Mo Money Mo Problems

For those amused by such things there is a potentially confusing chart race about to develop between two acts with more or less identical names. Only if you are not paying attention of course. Making her solo Top 40 debut this week at Number 28 is Danish electropop singer MØ with Final Song. The first single from her second studio album it is only her second chart appearance in this country of any kind, although the first was admittedly rather a biggy thanks to her presence on Major Lazer's Number 2 hit Lean On from last year. A little lower down and unlucky not to have reached the Top 40 themselves are M.O., the all-British female trio formed from the ashes of Mini Viva and Duchess and who have been a name to drop for the past couple of years thanks to a series of well received independently released singles. Their new track What Do You Think Of? is the first fully promoted release from their new deal with Polydor records and there are high hopes for it to give them a breakthrough and fill a rather frustratingly large pop void. As long as nobody thinks they are Norwegian of course. 

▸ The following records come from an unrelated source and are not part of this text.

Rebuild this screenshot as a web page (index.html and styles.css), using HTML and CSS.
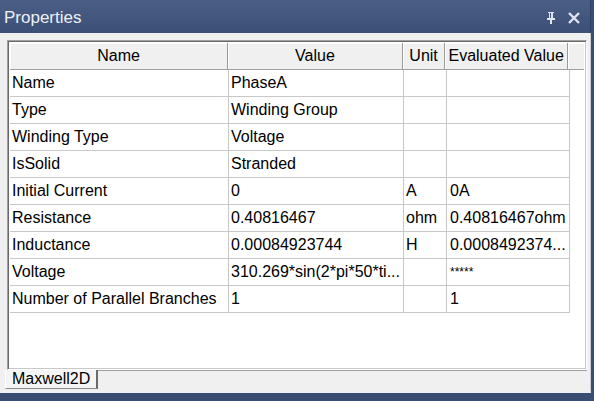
FILE: index.html
```html
<!DOCTYPE html>
<html>
<head>
<meta charset="utf-8">
<link rel="stylesheet" href="styles.css">
</head>
<body>
<div class="window">
  <div class="titlebar">
    <span class="title">Properties</span>
    <span class="buttons">
      <svg class="pin" width="14" height="14" viewBox="0 0 14 14"><path d="M4 1h6v1h-1v5h2v2H8v4H6V9H3V7h2V2H4z" fill="#dfe5ef"/><rect x="6" y="2" width="1" height="5" fill="#3d5179"/></svg>
      <svg class="close" width="14" height="14" viewBox="0 0 14 14"><path d="M2 2L12 12M12 2L2 12" stroke="#dfe5ef" stroke-width="2.4"/></svg>
    </span>
  </div>
  <div class="panel">
    <div class="frame">
      <div class="grid">
        <div class="row head">
          <div class="c c1">Name</div>
          <div class="c c2">Value</div>
          <div class="c c3">Unit</div>
          <div class="c c4">Evaluated Value</div>
          <div class="c c5"></div>
        </div>
        <div class="row"><div class="c c1">Name</div><div class="c c2">PhaseA</div><div class="c c3"></div><div class="c c4"></div></div>
        <div class="row"><div class="c c1">Type</div><div class="c c2">Winding Group</div><div class="c c3"></div><div class="c c4"></div></div>
        <div class="row"><div class="c c1">Winding Type</div><div class="c c2">Voltage</div><div class="c c3"></div><div class="c c4"></div></div>
        <div class="row"><div class="c c1">IsSolid</div><div class="c c2">Stranded</div><div class="c c3"></div><div class="c c4"></div></div>
        <div class="row"><div class="c c1">Initial Current</div><div class="c c2">0</div><div class="c c3">A</div><div class="c c4">0A</div></div>
        <div class="row"><div class="c c1">Resistance</div><div class="c c2">0.40816467</div><div class="c c3">ohm</div><div class="c c4">0.40816467ohm</div></div>
        <div class="row"><div class="c c1">Inductance</div><div class="c c2">0.00084923744</div><div class="c c3">H</div><div class="c c4">0.0008492374...</div></div>
        <div class="row"><div class="c c1">Voltage</div><div class="c c2">310.269*sin(2*pi*50*ti...</div><div class="c c3"></div><div class="c c4 stars">*****</div></div>
        <div class="row"><div class="c c1">Number of Parallel Branches</div><div class="c c2">1</div><div class="c c3"></div><div class="c c4">1</div></div>
      </div>
    </div>
    <div class="tabs">
      <div class="tab">Maxwell2D</div>
    </div>
  </div>
</div>
</body>
</html>
```
FILE: styles.css
```css
html, body {
  margin: 0;
  padding: 0;
}
body {
  width: 594px;
  height: 401px;
  background: #3a4d73;
  font-family: "Liberation Sans", Arial, sans-serif;
  overflow: hidden;
}
.window {
  width: 591px;
  height: 393px;
  display: flex;
  flex-direction: column;
}
.titlebar {
  height: 33px;
  flex: none;
  display: flex;
  align-items: center;
  justify-content: space-between;
  background: linear-gradient(#4a5e86, #3b4f77);
  border-right: 1px solid #2e3f62;
  box-sizing: border-box;
}
.title {
  color: #eef1f7;
  font-size: 17px;
  padding-left: 4px;
  padding-top: 2px;
}
.buttons {
  display: flex;
  gap: 9px;
  padding-right: 9px;
  padding-top: 2px;
}
.panel {
  flex: 1;
  background: #f0f0f0;
  display: flex;
  flex-direction: column;
  padding: 7px 3px 0 7px;
  border-right: 1px solid #c9cdd4;
  border-bottom: 3px solid #f0f0f0;
}
.frame {
  height: 330px;
  box-sizing: border-box;
  border-top: 1px solid #a0a0a0;
  border-left: 1px solid #a0a0a0;
  border-right: 1px solid #fff;
  border-bottom: 1px solid #fff;
  box-shadow: inset 1px 1px 0 #696969, inset -1px -1px 0 #c8c8c8;
  background: #fff;
  padding: 2px 2px 2px 2px;
}
.grid {
  display: flex;
  flex-direction: column;
}
.row {
  display: flex;
  height: 27px;
  font-size: 16px;
  color: #000;
}
.c {
  box-sizing: border-box;
  height: 27px;
  line-height: 26px;
  padding-left: 2px;
  border-right: 1px solid #c8c8c8;
  border-bottom: 1px solid #c8c8c8;
  white-space: nowrap;
  overflow: hidden;
}
.c1 { width: 219px; }
.c2 { width: 175px; }
.c3 { width: 43px; }
.c4 { width: 123px; padding-left: 3px; }
.c5 { width: 16px; }
.head .c {
  background: #f0f0f0;
  text-align: center;
  padding-left: 0;
  border-right: 1px solid #9a9a9a;
  border-bottom: 1px solid #a0a0a0;
  box-shadow: inset 1px 1px 0 #fff;
}
.head .c4 { text-align: left; padding-left: 3px; }
.head .c5 { border-right: none; }
.stars {
  font-size: 12px;
}
.tabs {
  height: 19px;
  margin-top: 0;
  margin-left: -2px;
  border-top: 1px solid #a0a0a0;
  display: flex;
}
.tab {
  margin-top: -1px;
  height: 19px;
  box-sizing: border-box;
  background: #f4f4f4;
  border-left: 1px solid #fff;
  border-right: 2px solid #6a6a6a;
  border-bottom: 1px solid #8a8a8a;
  padding: 0 6px 0 6px;
  font-size: 16px;
  line-height: 18px;
  color: #000;
}
```
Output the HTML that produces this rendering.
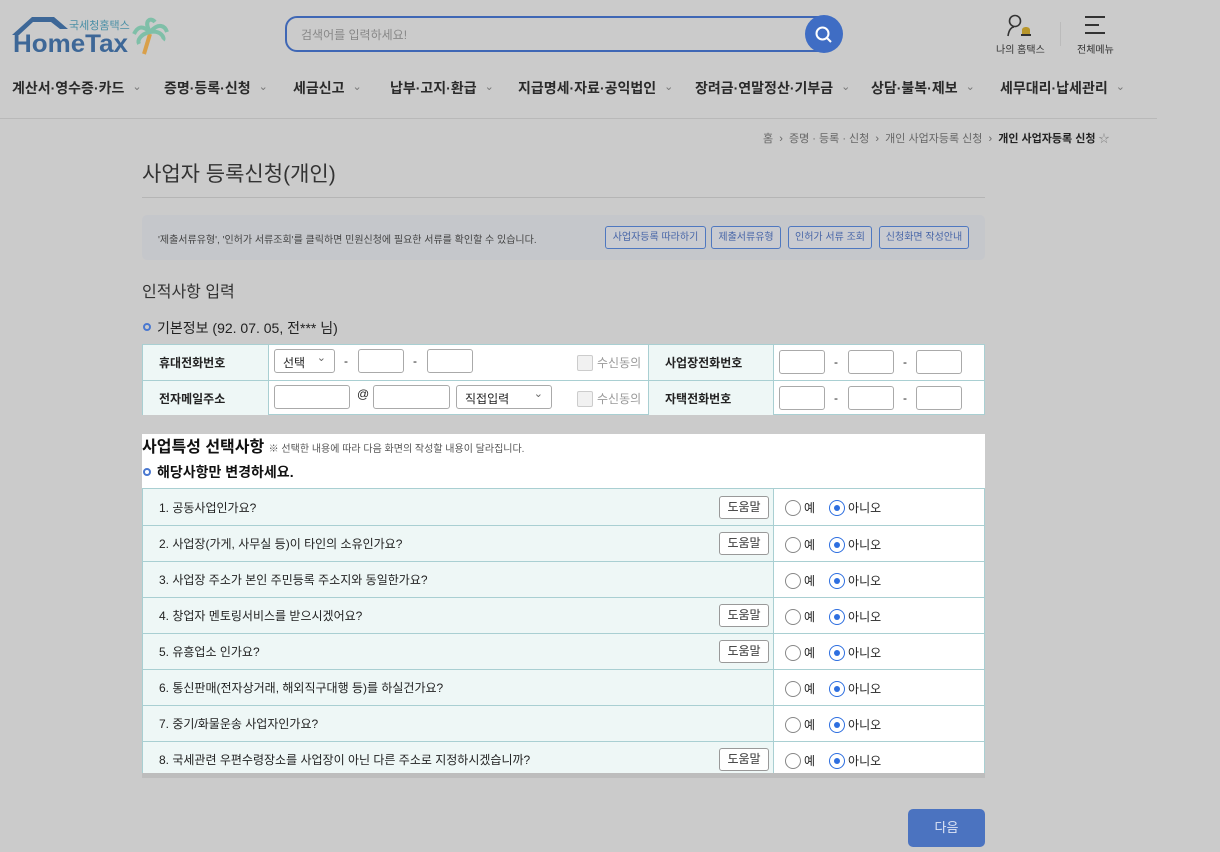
<!DOCTYPE html>
<html><head><meta charset="utf-8">
<style>
*{box-sizing:border-box;margin:0;padding:0}
body{width:1220px;height:852px;background:#cbcbcb;font-family:"Liberation Sans","Noto Sans CJK KR",sans-serif;color:#222;position:relative;overflow:hidden}
.abs{position:absolute}
.nav span{position:absolute;top:78px;font-size:14px;font-weight:bold;color:#2a2a2a;white-space:nowrap}
.nav span i{font-style:normal;font-weight:normal;color:#777;font-size:11px;margin-left:8px;position:relative;top:-3px}
.tbl{position:absolute;left:142px;width:843px;border:1px solid #a9cfd2;background:#fff}
.row{position:absolute;left:0;right:0;border-top:1px solid #a9cfd2}
.lab{position:absolute;top:0;bottom:0;background:#eef7f6;font-size:12px;font-weight:bold;color:#222;display:flex;align-items:center;padding-left:16px}
.inp{position:absolute;height:24px;border:1px solid #aaa;border-radius:3px;background:#fff}
.dash{position:absolute;font-size:12px}
.sel{position:absolute;height:24px;border:1px solid #aaa;border-radius:3px;background:#fff;font-size:12px;padding:4px 8px}
.sel:after{content:"⌄";position:absolute;right:8px;top:1px;color:#666;font-size:11px}
.chk{position:absolute;font-size:12px;color:#999}
.chk b{display:inline-block;width:16px;height:16px;border:1px solid #ccc;border-radius:2px;background:#f1f1f1;vertical-align:-4px;margin-right:4px}
.q{position:absolute;left:0;width:631px;background:#eef7f6;font-size:12px;color:#222;padding-left:16px;display:flex;align-items:center;border-right:1px solid #a9cfd2}
.help{position:absolute;left:576px;width:50px;height:23px;border:1px solid #999;border-radius:3px;background:#fff;font-size:12px;text-align:center;line-height:21px;color:#333}
.rad{position:absolute;left:642px;font-size:12px;display:flex;align-items:center}
.rad .o{width:16px;height:16px;border:1px solid #888;border-radius:50%;margin-right:3px;background:#fff}
.rad .s{width:16px;height:16px;border:1px solid #2e6fe0;border-radius:50%;margin:0 3px 0 14px;position:relative;background:#fff}
.rad .s:after{content:"";position:absolute;left:4px;top:4px;width:6px;height:6px;border-radius:50%;background:#2e6fe0}
.btn{position:absolute;top:226px;height:23px;border:1px solid #4f78c0;border-radius:3px;font-size:10px;color:#4866a8;text-align:center;line-height:21px;background:#c9cbd1}
</style></head><body>
<!-- logo -->
<svg class="abs" style="left:10px;top:14px" width="162" height="44" viewBox="0 0 162 44">
<path d="M2 21 L22 3 L44 3 L58 15 L50 15 L41 8 L23 8 L9 21 Z" fill="#3d6797"/>
<text x="3" y="38" font-family="Liberation Sans" font-weight="bold" font-size="25" fill="#3d6797" textLength="115" lengthAdjust="spacingAndGlyphs">HomeTax</text>
<text x="59" y="15" font-family="Noto Sans CJK KR" font-size="11" fill="#4a8fa6">국세청홈택스</text>
<path d="M140 20 L134 40" stroke="#d9a04a" stroke-width="4"/>
<path d="M140 18 C131 10 127 14 124 20 M140 18 C133 6 141 3 145 8 M140 18 C149 8 155 12 157 18 M140 18 C151 16 155 24 153 26 M140 18 C131 20 127 26 129 30" stroke="#7fbfa8" stroke-width="4" fill="none"/>
</svg>
<!-- search -->
<div class="abs" style="left:285px;top:16px;width:548px;height:36px;border:2px solid #3f67b5;border-radius:12px;background:#cbcbcb"></div>
<div class="abs" style="left:301px;top:26px;font-size:12px;color:#888">검색어를 입력하세요!</div>
<div class="abs" style="left:805px;top:15px;width:38px;height:38px;border-radius:50%;background:#3f6dc4"></div>
<svg class="abs" style="left:814px;top:25px" width="20" height="20"><circle cx="8.5" cy="8.5" r="6" stroke="#fff" stroke-width="2" fill="none"/><path d="M13 13 L17 17" stroke="#fff" stroke-width="2"/></svg>
<!-- right icons -->
<svg class="abs" style="left:1006px;top:14px" width="30" height="24"><circle cx="9" cy="7" r="5.5" stroke="#333" stroke-width="1.6" fill="none"/><path d="M2 22 C3 15 6 13 8 13" stroke="#333" stroke-width="1.6" fill="none"/><path d="M16 21 L16 16 C16 12 24 12 24 16 L24 21 Z" fill="#b8962a"/><rect x="15" y="20" width="10" height="2" fill="#333"/></svg>
<div class="abs" style="left:996px;top:41px;font-size:10px;color:#333">나의 홈택스</div>
<div class="abs" style="left:1060px;top:22px;width:1px;height:24px;background:#bbb"></div>
<div class="abs" style="left:1085px;top:16px;width:20px;height:2px;background:#333"></div>
<div class="abs" style="left:1085px;top:24px;width:14px;height:2px;background:#333"></div>
<div class="abs" style="left:1085px;top:32px;width:20px;height:2px;background:#333"></div>
<div class="abs" style="left:1077px;top:41px;font-size:10px;color:#333">전체메뉴</div>
<!-- nav -->
<div class="nav">
<span style="left:12px">계산서·영수증·카드<i>⌄</i></span>
<span style="left:164px">증명·등록·신청<i>⌄</i></span>
<span style="left:293px">세금신고<i>⌄</i></span>
<span style="left:390px">납부·고지·환급<i>⌄</i></span>
<span style="left:518px">지급명세·자료·공익법인<i>⌄</i></span>
<span style="left:695px">장려금·연말정산·기부금<i>⌄</i></span>
<span style="left:871px">상담·불복·제보<i>⌄</i></span>
<span style="left:1000px">세무대리·납세관리<i>⌄</i></span>
</div>
<div class="abs" style="left:0;top:118px;width:1157px;height:1px;background:#b9b9b9"></div>
<div class="abs" style="left:763px;top:130px;font-size:11px;color:#666;white-space:nowrap">홈 &nbsp;›&nbsp; 증명 · 등록 · 신청 &nbsp;›&nbsp; 개인 사업자등록 신청 &nbsp;›&nbsp; <b style="color:#222">개인 사업자등록 신청</b> <span style="color:#888">☆</span></div>
<div class="abs" style="left:142px;top:158px;font-size:21px;color:#333">사업자 등록신청(개인)</div>
<div class="abs" style="left:142px;top:197px;width:843px;height:1px;background:#b5b5b5"></div>
<!-- info box -->
<div class="abs" style="left:142px;top:215px;width:843px;height:45px;background:#c5c7cb;border-radius:5px"></div>
<div class="abs" style="left:158px;top:231px;font-size:10px;color:#444">'제출서류유형', '인허가 서류조회'를 클릭하면 민원신청에 필요한 서류를 확인할 수 있습니다.</div>
<div class="btn" style="left:605px;width:101px">사업자등록 따라하기</div>
<div class="btn" style="left:711px;width:70px">제출서류유형</div>
<div class="btn" style="left:788px;width:84px">인허가 서류 조회</div>
<div class="btn" style="left:879px;width:90px">신청화면 작성안내</div>
<div class="abs" style="left:142px;top:278px;font-size:16px;color:#333">인적사항 입력</div>
<div class="abs" style="left:143px;top:323px;width:8px;height:8px;border:2px solid #4a78d0;border-radius:50%"></div>
<div class="abs" style="left:157px;top:318px;font-size:14px;color:#222">기본정보 (92. 07. 05, 전*** 님)</div>
<!-- table 1 -->
<div class="tbl" style="top:344px;height:71px">
 <div class="lab" style="left:0;width:126px;height:35px;border-right:1px solid #a9cfd2">휴대전화번호</div>
 <div class="lab" style="left:505px;width:126px;height:35px;border-left:1px solid #a9cfd2;border-right:1px solid #a9cfd2">사업장전화번호</div>
 <div class="sel" style="left:131px;top:4px;width:61px">선택</div>
 <div class="dash" style="left:201px;top:9px">-</div>
 <div class="inp" style="left:215px;top:4px;width:46px"></div>
 <div class="dash" style="left:270px;top:9px">-</div>
 <div class="inp" style="left:284px;top:4px;width:46px"></div>
 <div class="chk" style="left:434px;top:9px"><b></b>수신동의</div>
 <div class="inp" style="left:636px;top:5px;width:46px"></div><div class="dash" style="left:691px;top:10px">-</div>
 <div class="inp" style="left:705px;top:5px;width:46px"></div><div class="dash" style="left:760px;top:10px">-</div>
 <div class="inp" style="left:773px;top:5px;width:46px"></div>
 <div class="row" style="top:35px;height:35px">
  <div class="lab" style="left:0;width:126px;border-right:1px solid #a9cfd2">전자메일주소</div>
  <div class="lab" style="left:505px;width:126px;border-left:1px solid #a9cfd2;border-right:1px solid #a9cfd2">자택전화번호</div>
  <div class="inp" style="left:131px;top:4px;width:76px"></div>
  <div class="dash" style="left:214px;top:6px">@</div>
  <div class="inp" style="left:230px;top:4px;width:77px"></div>
  <div class="sel" style="left:313px;top:4px;width:96px">직접입력</div>
  <div class="chk" style="left:434px;top:9px"><b></b>수신동의</div>
  <div class="inp" style="left:636px;top:5px;width:46px"></div><div class="dash" style="left:691px;top:10px">-</div>
  <div class="inp" style="left:705px;top:5px;width:46px"></div><div class="dash" style="left:760px;top:10px">-</div>
  <div class="inp" style="left:773px;top:5px;width:46px"></div>
 </div>
</div>
<!-- highlight -->
<div class="abs" style="left:142px;top:434px;width:843px;height:341px;background:#fff"></div>
<div class="abs" style="left:142px;top:433px;font-size:16px;font-weight:bold;color:#111">사업특성 선택사항 <span style="font-size:10px;font-weight:normal;color:#555">※ 선택한 내용에 따라 다음 화면의 작성할 내용이 달라집니다.</span></div>
<div class="abs" style="left:143px;top:468px;width:8px;height:8px;border:2px solid #4a78d0;border-radius:50%"></div>
<div class="abs" style="left:157px;top:462px;font-size:14px;font-weight:bold;color:#111">해당사항만 변경하세요.</div>
<div class="tbl" style="top:488px;height:287px;border-bottom:none">
 <div class="q" style="top:0;height:36px">1. 공동사업인가요?</div><div class="help" style="top:7px">도움말</div><div class="rad" style="top:10px"><span class="o"></span>예<span class="s"></span>아니오</div>
 <div class="row" style="top:36px;height:36px"><div class="q" style="top:0;height:35px">2. 사업장(가게, 사무실 등)이 타인의 소유인가요?</div><div class="help" style="top:6px">도움말</div><div class="rad" style="top:10px"><span class="o"></span>예<span class="s"></span>아니오</div></div>
 <div class="row" style="top:72px;height:36px"><div class="q" style="top:0;height:35px">3. 사업장 주소가 본인 주민등록 주소지와 동일한가요?</div><div class="rad" style="top:10px"><span class="o"></span>예<span class="s"></span>아니오</div></div>
 <div class="row" style="top:108px;height:36px"><div class="q" style="top:0;height:35px">4. 창업자 멘토링서비스를 받으시겠어요?</div><div class="help" style="top:6px">도움말</div><div class="rad" style="top:10px"><span class="o"></span>예<span class="s"></span>아니오</div></div>
 <div class="row" style="top:144px;height:36px"><div class="q" style="top:0;height:35px">5. 유흥업소 인가요?</div><div class="help" style="top:6px">도움말</div><div class="rad" style="top:10px"><span class="o"></span>예<span class="s"></span>아니오</div></div>
 <div class="row" style="top:180px;height:36px"><div class="q" style="top:0;height:35px">6. 통신판매(전자상거래, 해외직구대행 등)를 하실건가요?</div><div class="rad" style="top:10px"><span class="o"></span>예<span class="s"></span>아니오</div></div>
 <div class="row" style="top:216px;height:36px"><div class="q" style="top:0;height:35px">7. 중기/화물운송 사업자인가요?</div><div class="rad" style="top:10px"><span class="o"></span>예<span class="s"></span>아니오</div></div>
 <div class="row" style="top:252px;height:35px"><div class="q" style="top:0;height:34px">8. 국세관련 우편수령장소를 사업장이 아닌 다른 주소로 지정하시겠습니까?</div><div class="help" style="top:6px">도움말</div><div class="rad" style="top:10px"><span class="o"></span>예<span class="s"></span>아니오</div></div>
</div>
<div class="abs" style="left:142px;top:773px;width:843px;height:5px;background:#bdbdbd"></div>
<div class="abs" style="left:908px;top:809px;width:77px;height:38px;background:#4b73c0;border-radius:5px;color:#dde5f5;font-size:13px;text-align:center;line-height:38px">다음</div>
</body></html>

Does Anyone Buy Albums Anymore?

Winners of the race on the Official UK Albums chart are Biffy Clyro whose hard work promoting Ellipsis sees them land their second Number One album as it holds off Adele in second place. Their only other release to top the charts was Opposites in 2013. A full 15 years after the release of their debut Since I Left You eclectic producers Avalanches return in triumph with a second as Wildflower enters at Number 10. The other most interesting new release of the week is the eagerly-awaited Nothing's Real from major label signing Shura. She lands at Number 13 to a joyous reception from her online followers. Mainstream audiences will be scratching their heads and wondering "who?" given that despite this being one of the best pop debuts of the year she does so without the benefit of a chart single of any kind. That's madness really when you consider just how good she actually is.